To begin with, this raises a big flag for me. "Eternal life in heaven" is a poor goal to my mind. It isn't just that I don't believe in an afterlife, but that even if such a thing exists, it doesn't make sense that we should be living in the life here right now if the life after is what is important. Many religions promise an after-life of some sort... if that's your goal, maybe you would do just as well playing "Calvinball". It seems you have a wide choice of ways to get what you want in the afterlife, if that's what it's all about. If it's about getting what we like, it at least makes sense to get what we like in the real world that we know to exist, more so than to chase the same dreams in an afterlife that we can only speculate about.
To my mind, what is truly important is a deeper "spirituality" in this life, and by that, I mean a deeper ethical and caring connection with our human communities... and maybe also with the ecosphere that feeds, waters, and oxygenates those communities.
For that, yes, we need an anchor. Building a spirituality from elements of "what we like" won't get us there. But choosing a spirituality from elements of what make sense, in light of the goals of an ethical and caring community can really help. That's my anchor: what makes sense in terms of the goal.
I'll re-iterate - the goal isn't self-gratification, either in this life or the next. It is creating the respectful, caring, and loving relationships with others around us. It is nurturing ourselves, yes, but also nurturing one another - something that is equally important for a life well lived.
I think that the Unitarian Universalist church only does a marginally better job of this than other churches, but I think that most people within it recognize the value of a spiritual goal like I have described, and have at least a glimmer of the value of pursuing that goal by adopting a spirituality that is consistent with it.
Er...Smijer, I hope you will explain something to me. If you are in fact an atheist, self-sufficient in your own version of morality, what is the point of attending any church? You could participate in community service through any number of civic groups.
Hi, Beaumont... I'll try to answer your question, but I'm not sure I can agree to the premise. I am an atheist. Like other atheists and believers, I am rely on the sense of morality that I have (insert Donald Rumsfeld joke here), no matter how it is derived.
That isn't to say that I am completely satisfied with it. I amd sure many people, both religious and non-, feel that both the ideals we hold and our ability to live up to them are imperfect and need work.
As to the idea that I might be self-sufficient... When I was younger and more arrogant, perhaps I believed it. Now, I am fully aware of my dependency on others, and of others' dependency on me. This mutual dependence is not only for moral growth, but extends to emotional and even in ways material needs.

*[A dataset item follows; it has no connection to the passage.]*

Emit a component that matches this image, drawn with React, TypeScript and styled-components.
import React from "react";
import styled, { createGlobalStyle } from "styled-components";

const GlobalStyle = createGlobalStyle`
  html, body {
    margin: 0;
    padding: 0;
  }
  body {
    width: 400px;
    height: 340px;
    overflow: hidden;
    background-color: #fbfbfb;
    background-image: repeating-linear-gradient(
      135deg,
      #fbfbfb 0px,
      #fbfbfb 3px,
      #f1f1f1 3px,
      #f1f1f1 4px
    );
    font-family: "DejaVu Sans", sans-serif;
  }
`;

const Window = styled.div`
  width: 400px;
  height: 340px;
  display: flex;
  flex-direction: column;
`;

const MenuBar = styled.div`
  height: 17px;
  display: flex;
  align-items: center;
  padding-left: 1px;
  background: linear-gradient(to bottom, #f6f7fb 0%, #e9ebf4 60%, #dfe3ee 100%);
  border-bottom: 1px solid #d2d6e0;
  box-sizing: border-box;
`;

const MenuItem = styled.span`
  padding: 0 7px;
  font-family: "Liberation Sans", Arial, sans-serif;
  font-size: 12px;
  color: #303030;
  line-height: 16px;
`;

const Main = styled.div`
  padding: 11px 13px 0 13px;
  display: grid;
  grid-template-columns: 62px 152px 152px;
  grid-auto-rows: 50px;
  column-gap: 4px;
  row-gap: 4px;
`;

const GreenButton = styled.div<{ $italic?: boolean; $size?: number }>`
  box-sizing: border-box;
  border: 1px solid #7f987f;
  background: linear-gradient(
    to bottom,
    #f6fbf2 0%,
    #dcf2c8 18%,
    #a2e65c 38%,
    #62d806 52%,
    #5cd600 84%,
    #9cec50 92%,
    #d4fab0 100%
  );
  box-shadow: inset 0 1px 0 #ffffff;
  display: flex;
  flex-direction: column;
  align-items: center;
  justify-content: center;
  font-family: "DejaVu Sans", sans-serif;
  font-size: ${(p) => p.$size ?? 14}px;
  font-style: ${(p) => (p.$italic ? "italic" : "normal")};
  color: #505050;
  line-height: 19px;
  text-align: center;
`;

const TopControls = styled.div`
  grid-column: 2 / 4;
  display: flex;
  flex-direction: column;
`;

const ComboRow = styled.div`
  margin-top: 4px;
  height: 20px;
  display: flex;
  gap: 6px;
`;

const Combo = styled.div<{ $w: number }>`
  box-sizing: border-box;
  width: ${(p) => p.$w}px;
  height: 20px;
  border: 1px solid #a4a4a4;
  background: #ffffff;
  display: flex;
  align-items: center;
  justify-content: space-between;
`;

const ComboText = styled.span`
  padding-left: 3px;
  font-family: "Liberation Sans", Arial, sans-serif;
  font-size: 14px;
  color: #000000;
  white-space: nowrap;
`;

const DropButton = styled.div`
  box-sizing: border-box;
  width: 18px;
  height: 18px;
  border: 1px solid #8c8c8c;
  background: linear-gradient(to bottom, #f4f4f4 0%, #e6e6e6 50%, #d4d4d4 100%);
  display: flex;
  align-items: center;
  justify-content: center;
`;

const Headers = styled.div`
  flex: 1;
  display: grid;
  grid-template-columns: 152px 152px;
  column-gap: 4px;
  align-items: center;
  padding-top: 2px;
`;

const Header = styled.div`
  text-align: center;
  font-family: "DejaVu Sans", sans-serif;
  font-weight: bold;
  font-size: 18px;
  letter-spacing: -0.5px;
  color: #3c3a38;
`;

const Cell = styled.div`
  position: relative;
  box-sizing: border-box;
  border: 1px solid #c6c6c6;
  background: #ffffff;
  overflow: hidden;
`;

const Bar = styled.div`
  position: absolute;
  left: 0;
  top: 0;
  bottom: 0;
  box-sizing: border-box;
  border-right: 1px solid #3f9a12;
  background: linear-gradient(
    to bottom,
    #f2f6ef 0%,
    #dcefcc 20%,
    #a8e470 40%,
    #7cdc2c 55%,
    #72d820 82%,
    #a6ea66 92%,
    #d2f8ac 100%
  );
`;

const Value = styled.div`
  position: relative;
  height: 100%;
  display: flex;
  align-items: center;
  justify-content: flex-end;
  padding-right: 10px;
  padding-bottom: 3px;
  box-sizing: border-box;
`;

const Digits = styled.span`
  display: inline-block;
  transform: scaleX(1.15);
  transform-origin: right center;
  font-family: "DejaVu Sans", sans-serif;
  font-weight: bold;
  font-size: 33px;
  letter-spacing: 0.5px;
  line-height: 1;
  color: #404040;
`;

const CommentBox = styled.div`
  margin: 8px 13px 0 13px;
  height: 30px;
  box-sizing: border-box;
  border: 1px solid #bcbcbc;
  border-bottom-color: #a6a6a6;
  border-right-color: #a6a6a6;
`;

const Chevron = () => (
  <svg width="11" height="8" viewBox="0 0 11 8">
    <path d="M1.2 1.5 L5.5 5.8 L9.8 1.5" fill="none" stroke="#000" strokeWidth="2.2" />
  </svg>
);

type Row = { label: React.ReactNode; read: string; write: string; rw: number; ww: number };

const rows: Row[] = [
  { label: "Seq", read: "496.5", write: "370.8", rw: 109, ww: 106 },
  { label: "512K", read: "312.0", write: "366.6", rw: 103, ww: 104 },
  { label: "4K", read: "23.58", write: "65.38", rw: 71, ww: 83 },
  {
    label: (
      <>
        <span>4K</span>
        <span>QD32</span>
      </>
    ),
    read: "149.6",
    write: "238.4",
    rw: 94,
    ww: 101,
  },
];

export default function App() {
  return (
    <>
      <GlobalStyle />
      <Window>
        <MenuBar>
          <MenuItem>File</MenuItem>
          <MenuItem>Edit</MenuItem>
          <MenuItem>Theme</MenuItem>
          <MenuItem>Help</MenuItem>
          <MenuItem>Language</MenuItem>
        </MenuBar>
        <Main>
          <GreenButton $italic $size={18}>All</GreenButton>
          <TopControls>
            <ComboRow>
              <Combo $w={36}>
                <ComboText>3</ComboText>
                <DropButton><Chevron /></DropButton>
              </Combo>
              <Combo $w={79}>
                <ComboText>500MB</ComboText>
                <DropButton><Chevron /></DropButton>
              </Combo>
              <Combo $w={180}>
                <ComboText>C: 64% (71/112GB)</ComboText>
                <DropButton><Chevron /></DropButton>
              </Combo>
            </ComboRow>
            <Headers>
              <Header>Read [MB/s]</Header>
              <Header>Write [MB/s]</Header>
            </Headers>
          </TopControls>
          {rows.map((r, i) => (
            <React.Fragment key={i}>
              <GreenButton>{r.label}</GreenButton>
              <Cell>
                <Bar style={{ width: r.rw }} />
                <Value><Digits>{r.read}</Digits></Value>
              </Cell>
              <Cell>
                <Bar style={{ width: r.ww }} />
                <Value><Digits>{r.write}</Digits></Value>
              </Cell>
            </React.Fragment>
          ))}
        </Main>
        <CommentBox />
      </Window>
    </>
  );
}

It is in the context of this mutual dependence that I find church worthwhile.
Yes, civic involvement can come in other forms than church, and I do involve myself in other forms of service. But, that does not replace the role of church in my life.
I hope that helps answer your question. Sorry to answer a concise question with so many words.
I think there's a disagreement of definition going on here.
If you believe that a Supreme Being exists, and His judgement of your actions is important, then nothing in life is less important.
All actions taken in this world are taken in view of how they reflect a relationship with the Supreme Being. Indeed, happiness in this world depends heavily on knowing that you are in good relationship with the Supreme Being.
If you do not believe such, then anything else can be more important.
Once that distinction is settled, the difference between spirituality (as used by Rev. Sensing) and religion can be discussed.
Of course, there are different kinds of belief in God. One kind holds that His Love will accept anything we do that we feel happy about. Another holds that His Love is boundless, but that His Love calls us to change ourselves into something better.